Short exercise >>
Examine the records and identify each line that includes the string "index". Copy those lines.
* BEGIN Recorded data *
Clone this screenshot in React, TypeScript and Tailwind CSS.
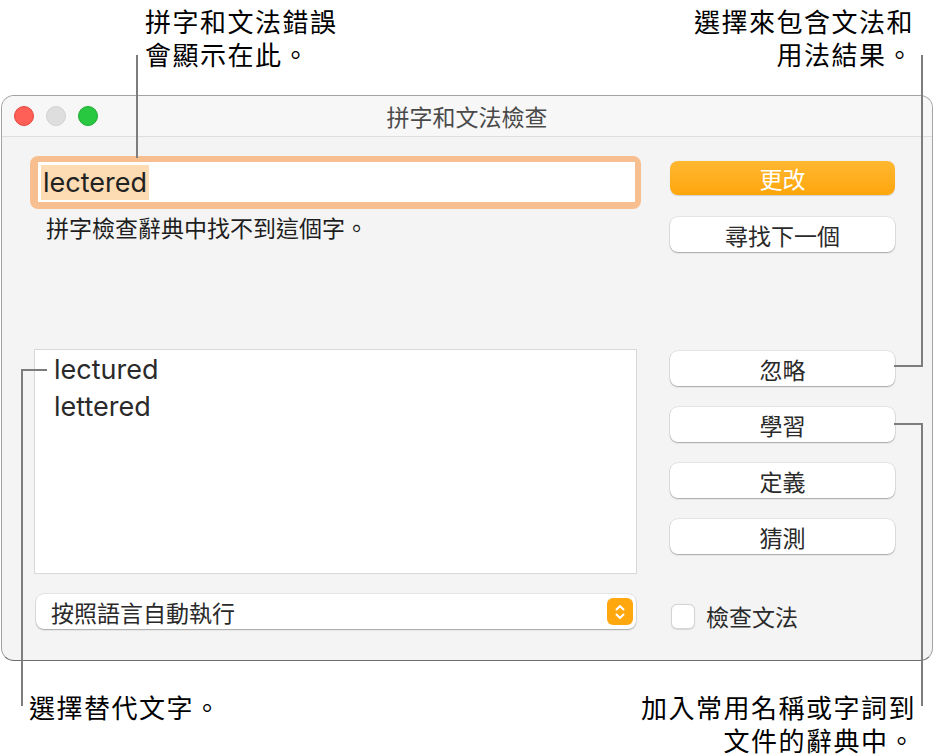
import React from "react";

const cjk = '"Noto Sans CJK TC", "Noto Sans CJK SC", sans-serif';
const latin = 'Inter, "Noto Sans CJK TC", sans-serif';

function Btn({ label, className = "" }: { label: string; className?: string }) {
  return (
    <div
      className={
        "h-[35px] w-[225px] rounded-[8px] bg-white flex items-center justify-center text-[23px] leading-[28px] text-[#2a2a2a] shadow-[0_0_0_0.5px_rgba(0,0,0,0.12),0_1px_1.5px_rgba(0,0,0,0.28)] " +
        className
      }
      style={{ fontFamily: cjk }}
    >
      {label}
    </div>
  );
}

export default function App() {
  return (
    <div className="relative w-[935px] h-[756px] bg-white overflow-hidden" style={{ fontFamily: cjk }}>
      {/* Window */}
      <div className="absolute left-[1px] top-[95px] w-[932px] h-[566px] rounded-[13px] border-[1.5px] border-[#a3a3a3] border-b-[#6c6c6c] bg-[#f4f4f4] flex flex-col overflow-hidden">
        {/* Title bar */}
        <div className="relative h-[41px] shrink-0 bg-[#f7f7f7] border-b border-[#dedede] flex items-center">
          <div className="flex items-center gap-[12px] pl-[12px]">
            <div className="w-[20px] h-[20px] rounded-full bg-[#fe5f57] border border-[#e2463f]" />
            <div className="w-[20px] h-[20px] rounded-full bg-[#dedede] border border-[#d0d0d0]" />
            <div className="w-[20px] h-[20px] rounded-full bg-[#28c840] border border-[#1eaa33]" />
          </div>
          <div className="absolute inset-0 flex items-center justify-center text-[23px] text-[#4a4a4a]">
            拼字和文法檢查
          </div>
        </div>
        {/* Body */}
        <div className="flex pt-[19px]">
          {/* Left column */}
          <div className="ml-[28px] w-[611px] flex flex-col">
            <div className="h-[53px] rounded-[8px] bg-[#f7bf8f] pt-[6px] pb-[7px] pl-[8px] pr-[6px]">
              <div className="h-full bg-white flex items-center pl-[3px]">
                <span
                  className="bg-[#fedcb3] text-[#222] text-[27px] leading-[35px] px-[2px]"
                  style={{ fontFamily: latin }}
                >
                  lectered
                </span>
              </div>
            </div>
            <div className="mt-[5px] ml-[16px] text-[23px] leading-[26px] text-[#1e1e1e]">
              拼字檢查辭典中找不到這個字。
            </div>
            <div
              className="mt-[109px] ml-[4px] w-[603px] h-[225px] bg-white border border-[#d8d8d8] pl-[19px] pt-[1px] text-[27px] leading-[37px] text-[#2a2a2a]"
              style={{ fontFamily: latin }}
            >
              <div>lectured</div>
              <div>lettered</div>
            </div>
            <div className="mt-[20px] ml-[6px] w-[600px] h-[35px] rounded-[8px] bg-white shadow-[0_0_0_0.5px_rgba(0,0,0,0.12),0_1px_1.5px_rgba(0,0,0,0.28)] flex items-center justify-between pl-[15px] pr-[3px]">
              <span className="text-[23px] leading-[28px] text-[#2a2a2a]">按照語言自動執行</span>
              <div className="w-[26px] h-[27px] rounded-[6px] bg-[#ffa70f] flex items-center justify-center">
                <svg width="14" height="20" viewBox="0 0 14 20" fill="none">
                  <path d="M3.5 7.5 L7 4 L10.5 7.5" stroke="white" strokeWidth="2" strokeLinecap="round" strokeLinejoin="round" />
                  <path d="M3.5 12.5 L7 16 L10.5 12.5" stroke="white" strokeWidth="2" strokeLinecap="round" strokeLinejoin="round" />
                </svg>
              </div>
            </div>
          </div>
          {/* Right column */}
          <div className="ml-[29px] w-[225px] flex flex-col">
            <div className="mt-[5px] h-[34px] w-[225px] rounded-[8px] bg-gradient-to-b from-[#ffb72e] to-[#ffa607] flex items-center justify-center text-[23px] leading-[28px] text-white shadow-[0_0.5px_1px_rgba(0,0,0,0.15)]">
              更改
            </div>
            <Btn label="尋找下一個" className="mt-[22px]" />
            <Btn label="忽略" className="mt-[99px]" />
            <Btn label="學習" className="mt-[21px]" />
            <Btn label="定義" className="mt-[21px]" />
            <Btn label="猜測" className="mt-[21px]" />
            <div className="mt-[49px] h-[26px] flex items-center">
              <div className="ml-[1px] w-[24px] h-[25px] rounded-[6px] bg-white border border-[#d4d4d4] shadow-[0_0.5px_1px_rgba(0,0,0,0.12)]" />
              <span className="ml-[11px] text-[23px] leading-[26px] text-[#2a2a2a]">檢查文法</span>
            </div>
          </div>
        </div>
      </div>

      {/* Callout texts */}
      <div className="absolute left-[145px] top-[4px] text-[26px] leading-[33px] tracking-[1.5px] text-black">
        <div>拼字和文法錯誤</div>
        <div>會顯示在此。</div>
      </div>
      <div className="absolute right-[21px] top-[4px] text-[26px] leading-[33px] tracking-[1.5px] text-black text-right">
        <div>選擇來包含文法和</div>
        <div>用法結果。</div>
      </div>
      <div className="absolute left-[29px] top-[690px] text-[26px] leading-[33px] tracking-[1.5px] text-black">
        選擇替代文字。
      </div>
      <div className="absolute right-[19px] top-[690px] text-[26px] leading-[33px] tracking-[1.5px] text-black text-right">
        <div>加入常用名稱或字詞到</div>
        <div>文件的辭典中。</div>
      </div>

      {/* Callout lines */}
      <div className="absolute left-[136px] top-[55px] w-[2px] h-[103px] bg-[#7d7d7d]" />
      <div className="absolute left-[921px] top-[55px] w-[2px] h-[312px] bg-[#7d7d7d]" />
      <div className="absolute left-[894px] top-[365px] w-[29px] h-[2px] bg-[#7d7d7d]" />
      <div className="absolute left-[921px] top-[423px] w-[2px] h-[283px] bg-[#7d7d7d]" />
      <div className="absolute left-[894px] top-[423px] w-[29px] h-[2px] bg-[#7d7d7d]" />
      <div className="absolute left-[21px] top-[369px] w-[2px] h-[337px] bg-[#7d7d7d]" />
      <div className="absolute left-[21px] top-[369px] w-[26px] h-[2px] bg-[#7d7d7d]" />
    </div>
  );
}
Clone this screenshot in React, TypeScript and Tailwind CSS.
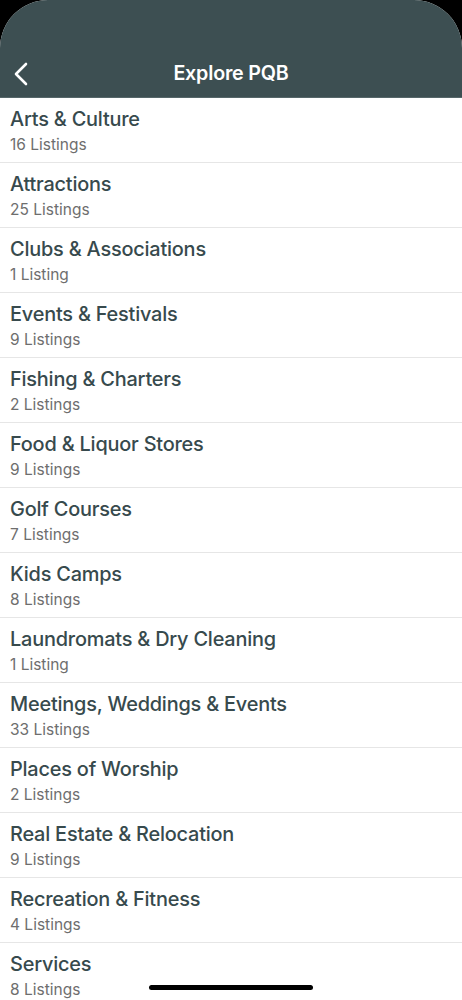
const categories: [string, string][] = [
  ["Arts & Culture", "16 Listings"],
  ["Attractions", "25 Listings"],
  ["Clubs & Associations", "1 Listing"],
  ["Events & Festivals", "9 Listings"],
  ["Fishing & Charters", "2 Listings"],
  ["Food & Liquor Stores", "9 Listings"],
  ["Golf Courses", "7 Listings"],
  ["Kids Camps", "8 Listings"],
  ["Laundromats & Dry Cleaning", "1 Listing"],
  ["Meetings, Weddings & Events", "33 Listings"],
  ["Places of Worship", "2 Listings"],
  ["Real Estate & Relocation", "9 Listings"],
  ["Recreation & Fitness", "4 Listings"],
  ["Services", "8 Listings"],
];

export default function App() {
  return (
    <div className="relative h-[1000px] w-[462px] overflow-hidden bg-black"
      style={{ fontFamily: "Inter, 'Noto Sans', sans-serif" }}>
      <div className="h-full overflow-hidden rounded-t-[48px] bg-white">
        {/* Header */}
        <div className="flex h-[98px] items-end border-b border-[#56676a] bg-[#3d4f52] pb-[10px]">
          <div className="relative flex h-[26px] w-full items-center justify-center">
            <svg className="absolute left-[13px] top-[1px]" width="16" height="24" viewBox="0 0 16 24" fill="none">
              <path d="M13 2L3 12l10 10" stroke="white" strokeWidth="2.6" strokeLinecap="round" strokeLinejoin="round" />
            </svg>
            <span className="text-[19.7px] font-semibold tracking-[-0.2px] text-white">Explore PQB</span>
          </div>
        </div>

        {/* List */}
        <div className="flex flex-col">
          {categories.map(([name, count]) => (
            <div key={name} className="flex h-[65px] flex-col border-b border-[#e6e6e6] pl-[10px] pt-[9px]">
              <span className="text-[19.9px] font-medium leading-[24px] tracking-[-0.2px] text-[#374a4d]">{name}</span>
              <span className="mt-[4px] text-[15.5px] leading-[20px] text-[#6e6e6e]">{count}</span>
            </div>
          ))}
        </div>
      </div>

      {/* Home indicator */}
      <div className="absolute bottom-[10px] left-[149px] h-[5px] w-[164px] rounded-full bg-black" />
    </div>
  );
}
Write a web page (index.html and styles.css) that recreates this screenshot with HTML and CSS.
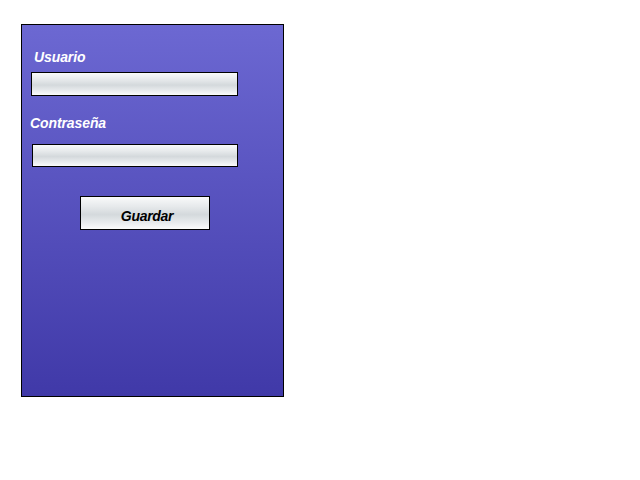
FILE: index.html
```html
<!DOCTYPE html>
<html>
<head>
<meta charset="utf-8">
<link rel="stylesheet" href="styles.css">
</head>
<body>
<form class="panel">
  <label class="label label-user">Usuario</label>
  <div class="field field-user"></div>
  <label class="label label-pass">Contraseña</label>
  <div class="field field-pass"></div>
  <div class="button">Guardar</div>
</form>
</body>
</html>
```

FILE: styles.css
```css
html, body {
  margin: 0;
  padding: 0;
  background: #ffffff;
}
body {
  padding: 24px 0 0 21px;
  font-family: "Liberation Sans", Arial, sans-serif;
}
.panel {
  box-sizing: border-box;
  width: 263px;
  height: 373px;
  border: 1px solid #000;
  background: linear-gradient(to bottom, #6c68d2 0%, #4039a8 100%);
  display: flex;
  flex-direction: column;
  align-items: flex-start;
  margin: 0;
}
.label {
  color: #ffffff;
  font-weight: bold;
  font-style: italic;
  font-size: 14px;
  line-height: 16px;
  letter-spacing: -0.1px;
}
.label-user {
  margin: 24px 0 0 12px;
}
.label-pass {
  margin: 19px 0 0 8px;
}
.field {
  box-sizing: border-box;
  border: 1px solid #000;
  background: linear-gradient(to bottom, #f9fafa 0%, #e6e9eb 30%, #d4d9dc 55%, #e8ebed 80%, #fafbfb 100%);
}
.field-user {
  width: 207px;
  height: 24px;
  margin: 7px 0 0 9px;
}
.field-pass {
  width: 206px;
  height: 23px;
  margin: 13px 0 0 10px;
}
.button {
  box-sizing: border-box;
  width: 130px;
  height: 34px;
  margin: 29px 0 0 58px;
  border: 1px solid #000;
  background: linear-gradient(to bottom, #f9fafa 0%, #e6e9eb 30%, #d4d9dc 55%, #e8ebed 80%, #fafbfb 100%);
  color: #000;
  font-weight: bold;
  font-style: italic;
  font-size: 14px;
  line-height: 16px;
  letter-spacing: -0.3px;
  display: flex;
  align-items: center;
  justify-content: center;
  padding-top: 5px;
  padding-left: 4px;
}
```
* END Recorded data *
Solution to this exercise >>
Write a web page (index.html and styles.css) that recreates this screenshot with HTML and CSS.
FILE: index.html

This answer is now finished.